The cross product is a kind of multiplier. It produces a new relation by catenating every element of the first relation with every element of the second. THis means it is not strictly a binary operator. If the relations have domain lengths a and b, then the result has domain length (a+b). If the relations have na and nb elements then the result has (na*nb) elements. A cross product relation can easily become huge so take all possible precautions to limit the size of any cross product that you may need to use.
The set union, intersection and differecne are self explanatory. They require that the domains of the two operators match, and the result has the same domains.
Do we really need this ?This is used as a means to delete elements from the list of tuples without changing the absolute positions of elements in the list which might upset indexing algorithms which expect to find them in particular positions.

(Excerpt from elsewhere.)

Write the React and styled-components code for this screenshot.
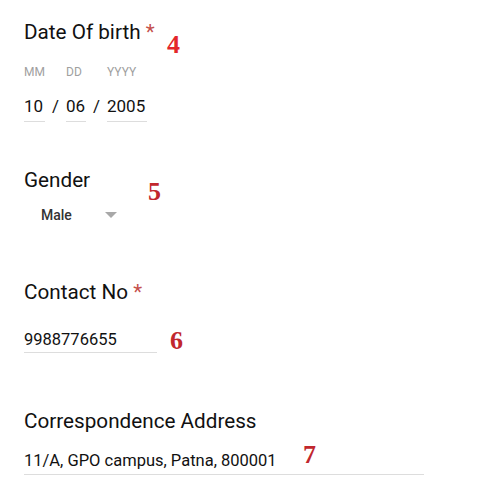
import React from 'react';
import styled, { createGlobalStyle } from 'styled-components';

const GlobalStyle = createGlobalStyle`
  body {
    margin: 0;
    background: #fff;
    font-family: Roboto, "Liberation Sans", sans-serif;
    color: #1a1a1a;
  }
`;

const Page = styled.main`
  width: 497px;
  height: 491px;
  padding: 20px 0 0 24px;
  box-sizing: border-box;
  display: flex;
  flex-direction: column;
`;

const Section = styled.section`
  position: relative;
  display: flex;
  flex-direction: column;
  align-items: flex-start;
  margin-top: ${p => p.$gap || 0}px;
`;

const Label = styled.label`
  font-size: 20.7px;
  line-height: 24px;
  color: #111;
`;

const Required = styled.span`
  color: #c5504c;
`;

const DateRow = styled.div`
  display: flex;
  align-items: flex-end;
  margin-top: 21px;
`;

const DateField = styled.div`
  display: flex;
  flex-direction: column;
  width: ${p => p.$width}px;
`;

const SubLabel = styled.span`
  font-size: 12px;
  line-height: 14px;
  color: #a0a0a0;
  white-space: nowrap;
`;

const DateValue = styled.span`
  margin-top: 17px;
  font-size: 17px;
  line-height: 20px;
  padding-bottom: 5px;
  border-bottom: 1px solid #ddd;
  color: #111;
`;

const Slash = styled.span`
  width: 21px;
  text-align: center;
  font-size: 17px;
  line-height: 20px;
  padding-bottom: 6px;
  color: #111;
`;

const Select = styled.div`
  margin-top: 15px;
  display: flex;
  align-items: center;
  padding-left: 17px;
  height: 16px;
`;

const SelectValue = styled.span`
  font-size: 14px;
  font-weight: 500;
  line-height: 16px;
  color: #333;
  width: 64px;
`;

const Arrow = styled.span`
  width: 0;
  height: 0;
  border-left: 6px solid transparent;
  border-right: 6px solid transparent;
  border-top: 6px solid #a8a8a8;
`;

const TextValue = styled.div`
  margin-top: ${p => p.$gap}px;
  width: ${p => p.$width}px;
  font-size: 16.5px;
  line-height: 19px;
  padding-bottom: ${p => p.$pad}px;
  border-bottom: 1px solid #ddd;
  color: #111;
  white-space: nowrap;
`;

const Marker = styled.span`
  position: absolute;
  left: ${p => p.$x}px;
  top: ${p => p.$y}px;
  font-family: "Liberation Serif", serif;
  font-weight: bold;
  font-size: 26px;
  line-height: 26px;
  color: ${p => p.$color || '#c1272d'};
`;

const App = () => (
  <>
    <GlobalStyle />
    <Page>
      <Section>
        <Label>Date Of birth <Required>*</Required></Label>
        <DateRow>
          <DateField $width={21}>
            <SubLabel>MM</SubLabel>
            <DateValue>10</DateValue>
          </DateField>
          <Slash>/</Slash>
          <DateField $width={20}>
            <SubLabel>DD</SubLabel>
            <DateValue>06</DateValue>
          </DateField>
          <Slash>/</Slash>
          <DateField $width={40}>
            <SubLabel>YYYY</SubLabel>
            <DateValue>2005</DateValue>
          </DateField>
        </DateRow>
        <Marker $x={143} $y={12} $color="#e3262b">4</Marker>
      </Section>

      <Section $gap={46}>
        <Label>Gender</Label>
        <Select>
          <SelectValue>Male</SelectValue>
          <Arrow />
        </Select>
        <Marker $x={124} $y={11}>5</Marker>
      </Section>

      <Section $gap={57}>
        <Label>Contact No <Required>*</Required></Label>
        <TextValue $gap={26} $width={133} $pad={3}>9988776655</TextValue>
        <Marker $x={146} $y={48}>6</Marker>
      </Section>

      <Section $gap={56}>
        <Label>Correspondence Address</Label>
        <TextValue $gap={18} $width={400} $pad={4}>11/A, GPO campus, Patna, 800001</TextValue>
        <Marker $x={279} $y={33}>7</Marker>
      </Section>
    </Page>
  </>
);

export default App;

rel create a { d1 d2 . . . }
This procedure creates a relational object with the name a. This object exists as a variable and as an associated group of procedures. So it is possible to simply assign the value of one relation to another, in which case the data structure is copied, but the target must already be a table. The object has a number of attributes, functions and operations. d1 d2 etc are domain names, not neccesarily unique. For most of the relational operators domain names of relations must match. ( In other words we must be sure we are talking about the same kinds of things when we make comparisons). This implies that the domains should have some order operation on them. This is trivially the case in a computer system using a literal character based comparison, however certain types of domains may have special order relations which should be applied when checking for identity or order.